There was of course a counter-attack from the deranged left, to the effect that people who don’t wear masks are fascists and that they should be worn everywhere, even when having sex with someone from whom you have acquired written consent. I am something of a centrist on masks. According to the magazine Nature, ‘science’ has concluded that masks are useful in both preventing transmission of Covid and catching it yourself. They didn’t say quite how useful: my guess is not very much. Just a bit useful, which is good enough for me. For the left, however, the science doesn’t really matter. As ever they are not concerned with outcomes, only with signalling their pieties, like the hipster cyclist I saw on my high street last week, pedalling away masked up.

As I’ve mentioned before, everything these days is immediately co-opted online into the political armoury of left or right. The cybersphere becomes a battleground between two atonal moronic fugues, like something by Stockhausen — and, with everyone propelled towards absolutism, the arguments devoid of doubt or shade or nuance. It is the immediacy of the internet, I suppose, that does it. However, there’s also the fact that a lot of the posters are thick, or pissed, or it’s four o’clock and the light is dimming and they need to take the dog out but first they have to vomit up some spite and bile to project at someone who has dis-agreed with them online.

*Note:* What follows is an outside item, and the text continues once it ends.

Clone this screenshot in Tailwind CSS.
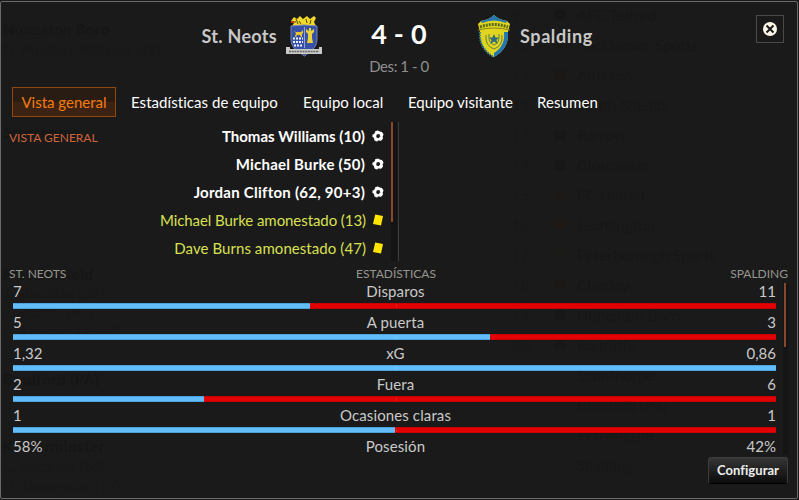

What we need, then, is legislation to make these people more entrenched in their idiocies, more absolutist and antipathetic to even the most moderately stated contending arguments. Luckily, that legislation is coming our way very soon in the form of the Online Safety Bill, currently under scrutiny by a parliamentary joint committee under the stewardship of Damian Collins MP.

In its current draft, what this will do is censor not merely stuff said online that is actually illegal, which we might all applaud, but also stuff which is explicitly not illegal. As the government explained in a note accompanying the draft: ‘This type of activity can range from online bullying and abuse, to advocacy of self-harm, to spreading disinformation and misinformation. Whilst this behaviour may fall short of amounting to a criminal offence, it can have corrosive and damaging effects, creating toxic online environments and negatively impacting users’ ability to express themselves online.’

The aim, of course, is primarily to protect the kiddies who apparently all start self-harming the moment they have logged on. But the definition is broad and encompasses anything which might be considered harmful — to society, not just to an individual. Further, it will be the big social media companies that decide what should be censored and what is able to be said.

Do you trust them? We know already that Facebook, Twitter and Instagram are no lovers of freedom of speech. They are lovers, instead, of vast amounts of moolah and if governments are demanding censorship they will be happy to apply it. But they also betray a political agenda and it is one very firmly rooted in the liberal left.

That much you may have noted from their truly shocking behaviour during the last US presidential election, when stories disadvantageous to the Democrat candidate were quite brazenly suppressed and in the end President Trump had almost his entire access to social media rescinded. More recently, though, Facebook et al have been engaged in a war against those who have their doubts about the usefulness of lockdowns, the safety of anti-Covid vaccines, the necessity of social distancing and indeed the threat posed by any one of the Covid variants themselves. Posts which suggest Covid is, all in all, a bit of a doddle are removed. Last February posts were taken down which wondered if there might be a link between the new Covid vaccines and the formation of blood clots — something that turned out to be true.

The effect of this authoritarianism will be to drive dissenting views underground, and to ramp up the hysteria among the doubters thus enabling them to claim, with some accuracy, that the truth is being suppressed. In short, it will make the internet an even worse place than it is now: more corrosive, more bitter, more divided.